O mal-estar nas eleições de 2018
O mal-estar nas eleições de 2018
Ato Freudiano – Escola de Psicanálise de Juiz de Fora
Estamos acompanhando, passo a passo, e vendo hoje estarrecidos e horrorizados, a situação do nosso país. E, curiosamente, observamos que quanto mais complexos se tornam os dilemas da sociedade, mais há e haverá quem queira respostas fáceis. Se vivemos hoje um instante limite da civilidade em que a polarização atingiu o grau máximo da obscenidade, é também o momento de fazermos uma interrogação: o que fizemos para chegar a este ponto? Pergunta necessária nesses tempos tão sombrios. É nessa direção que podemos nos deter um pouco no legado de Freud porque se esta pergunta permite que um sujeito possa encontrar uma possibilidade inédita para a sua vida que não estava dada no ponto de partida, é a mesma pergunta que pode orientar alguma saída para os rumos da civilização.
Freud apresenta a psicanálise como uma prática de leitura e escrita cujo eixo é a conjunção entre curar e pesquisar. Nesse caminho impasses e dificuldades emergem criando resistências à investigação, que não se sustenta em respostas imediatistas e simplistas. Assim, cabe ao trabalho analítico se manter em uma dimensão ética, em que o objetivo de saber visa menos lutar contra as resistências do que desconcertá-las. A luta atinge um tom bélico e exacerba o ódio, impedindo qualquer possibilidade de retificação. Trabalho árduo que exige um tempo de elaboração. Qualquer saída por atalhos terá um retorno de escapes por dimensões cada vez mais extremadas.
Se vemos hoje a construção da democracia no Brasil ser atravessada por fenômenos de massa ensurdecedores, tal como Freud apontou na Psicologia das massas, torna-se prudente retirar o véu do senso comum e abrir alguma via que permita o surgimento de algo novo que recoloque alguma possibilidade nos laços sociais. O que nos distingue como seres falantes é o uso da palavra e da possibilidade de uma prática, que para além da falação e do ódio exacerbado, permita que acordos e pactos sejam estabelecidos, apesar das diferenças.

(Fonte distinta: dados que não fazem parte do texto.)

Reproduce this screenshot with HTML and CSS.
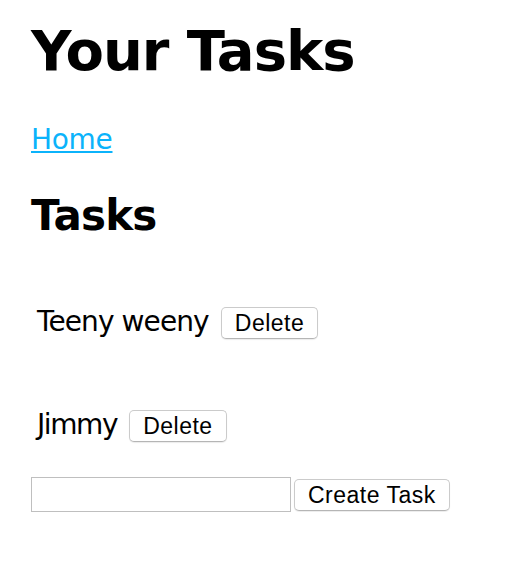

Sabemos que a democracia está sempre febril quando ela está viva porque implica em uma aceitação da divisão da verdade e em um confronto constante com o fator mais difícil e penoso do mal-estar: o relacionamento com os outros. E, se há a voracidade de uma força pulsional, fora da apreensão, cabe a civilização criar semblantes simbólicos que contenham sua força e abra a chance de uma conversa que possa indicar novos caminhos.
Diante dessa fratura social que se impõe “goela abaixo” de milhões de brasileiros e, dos poucos deslocamentos que ainda poderão advir neste momento, o que já é muito, cabe-nos sustentar uma pergunta – o que fizemos para chegar a este ponto? – para tentarmos, a partir deste ponto limite e traumático, reconstituir os restos de um Brasil, náufrago, mas que ainda pode navegar em ondas menos violentas. Talvez caiba nesse momento retomar o que Lacan nos diz em seu texto sobre a agressividade, em 1948: “Nossa tarefa cotidiana consiste em reabrir o caminho de seu sentido, numa fraternidade discreta em relação à qual sempre somos por demais desiguais.” Como consta na carta aberta do Movimento Articulação das Entidades Psicanalíticas Brasileiras: “Com a democracia, teremos chances de reparar os erros que hoje nos trouxeram essa polaridade política que cega os olhos, ensurdece os ouvidos e promete a extinção do paladar que permitiria trazer dignidade para um cidadão.” E, para terminar, é importante apelarmos para a decisão de cada um, ou seja, para o juízo mais íntimo que, em silêncio e em profunda reflexão, saberá distinguir, digamos, a ameaça maior à convivência civilizada.